Since the switches didn’t stay “on” long enough in method #3, maybe there’s a way to have a switch keep the motor running in one direction until the tilt flips? That’s the fourth method. A double-throw switch has the motor always running in one direction or the other. The up-down placement of the switch is important. I experimented until it worked well. There is a photo at the end of this project description. For some reason, my robot works well if it is placed down onto the switch after being turned on, but not as well if it is placed onto the wheels. The robot slowly travels in one direction because the motor is “on” longer in that direction than in the other.
This instructable describes the fourth method. There is a video at the end of this project description.
COMMENT: A side-effect of making this very simple robot is that it cannot do anything else. Maybe a circuit could be designed to allow some voice control of the robot to turn left or right, with a microphone, some transistors, and two motors instead of one, but still no microcontroller. I do not have enough knowledge to try to do that.
Supplies
1 x 3 volt motor, about 200 rpm
1 x SPDT (single-pole double-throw) switch with a lever
1 x AA battery holder for 4 batteries or 2 holders for 2 batteries each
Wire to connect the parts
Small bolts and nuts to attach the parts to the body of the robot
Corrugated cardboard or some other stiff cardboard for the body
Twist tie to hold the battery holder in place (or use small bolts)
Soldering iron, solder, etc.
Step 1: Make the Body
When the glue has set well, glue the two halves together to make the robot’s body as shown in the second photo. Again, elastics hold it together until the glue has set.
Cut 4 pieces of corrugated cardboard: 2 pieces 10” x 2½” (25 cm x 6.3cm) and 2 pieces 2” x 2½” (5 cm x 6.3cm).
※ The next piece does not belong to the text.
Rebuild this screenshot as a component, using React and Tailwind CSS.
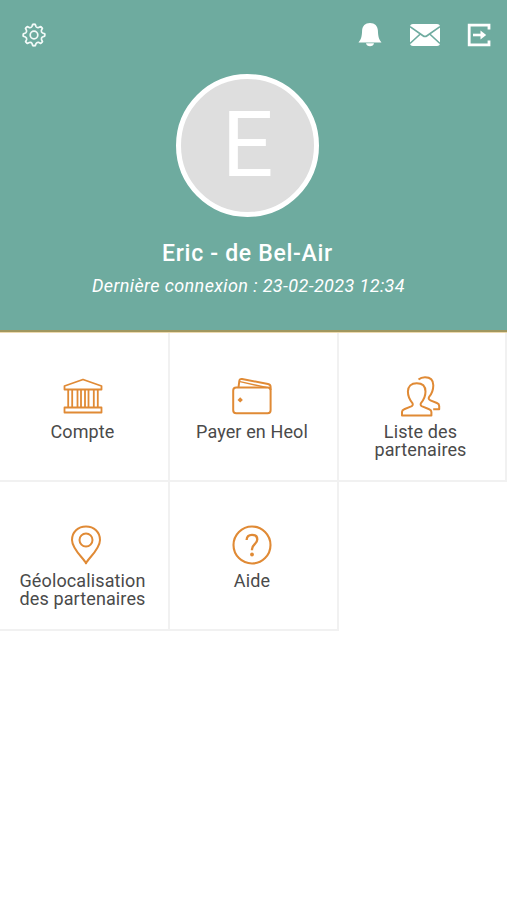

Glue the smaller cardboard pieces to the larger ones as shown in the first photo in this step. The small boxes provide the proper angle, and the elastics hold the cardboard pieces together until the glue sets. There is plastic cling-wrap between the cardboard and the boxes to keep the boxes from becoming glued to the cardboard pieces.
When the glue has set well, glue the two halves together to make the robot’s body as shown in the second photo. Again, elastics hold it together until the glue has set.
Step 2: Attach the Motor
Attach the wheels to the axles.
Place the motor inside one end of the body and cut holes in the sides for the axle to fit through.
Mark where bolts should attach the motor to the body, make small holes there, and attach the motor.
Attach the wheels to the axles.
Step 3: Attach the Battery Holder
Place the battery holder on the outside of the other end of the robot’s body and attach with a twist tie. Or, attach the battery holder first using bolts, and then put the batteries in the holder.
Put the batteries in the battery holder.
Place the battery holder on the outside of the other end of the robot’s body and attach with a twist tie. Or, attach the battery holder first using bolts, and then put the batteries in the holder.
Step 4: Attach the On-Off Switch
Push the switch into the hole. It should hold firmly without any bolts.
Cut a hole in the side of the robot body, a little smaller than the switch.
Push the switch into the hole. It should hold firmly without any bolts.
Step 5: Attach the Lever Switch
Put the lever switch between the longer pieces and use a binder clip to hold the switch during the experimentation of the best up-down location for the switch. Later, the lever switch can be attached with bolts (if you want to do that).
Cut small pieces of cardboard to hold the switch as shown in the photo. The two longer pieces on the outside hold the switch, and the shorter pieces keep the longer ones apart.
Glue these pieces together. An elastic can hold them until the glue sets.
When the glue has set, glue this small thing to the bottom of the robot body. An elastic around the entire robot body can hold it while the glue sets.
Put the lever switch between the longer pieces and use a binder clip to hold the switch during the experimentation of the best up-down location for the switch. Later, the lever switch can be attached with bolts (if you want to do that).
Step 6: Solder the Connections
Cut the wires to the proper length for each connection. I discovered that the wire from the on/off switch to the batteries should be longer, because the proper connection in my battery holder was not at the middle of the batteries. Unexpectedly, it was at one of the side batteries. This was not discovered until I had soldered all the wires (except the wire to the batteries) and tried running the motor. After pushing the wire into the minus spring that should be the middle of the batteries, the motor was fast in one direction but slow in the other. By trial and error, I found that it needs to be pushed into the minus spring of one of the side batteries.
Strip the ends of the wires.
Push the stripped ends into the proper terminals of each part. Twist the stripped red wire from the switch with the stripped red wire of the battery holder, and the same for the black wires. Solder all connections except the motor wires.
The motor must move in the proper direction. To check this (with one wire from the on/off switch pushed into one of the minus springs in the battery holder, and the other wire from the on/off switch and the wire from the lever switch inserted into the motor terminals), turn the robot “on” and check which way the wheels are turning. When the lever switch is “off”, the wheels should move the robot in the direction opposite the switch. And when the lever switch is “on”, the robot should move in the direction where the switch is located. If the wheels are turning in the wrong direction, the wires in the motor terminals need to be reversed.
Solder the wires in the motor terminals.
Step 7: Experiment With Moving the Switch
Place it down on a table onto the switch first and then the wheels. My robot works better if that is done, instead of placing it onto the wheels first.
The robot should sway back and forth, traveling slowly in the direction opposite the switch because the motor is “on” longer in that direction than in the other. If it travels without doing any small tilts backwards, or too long between doing small tilts backwards, turn it off, move the switch slightly higher, and try again.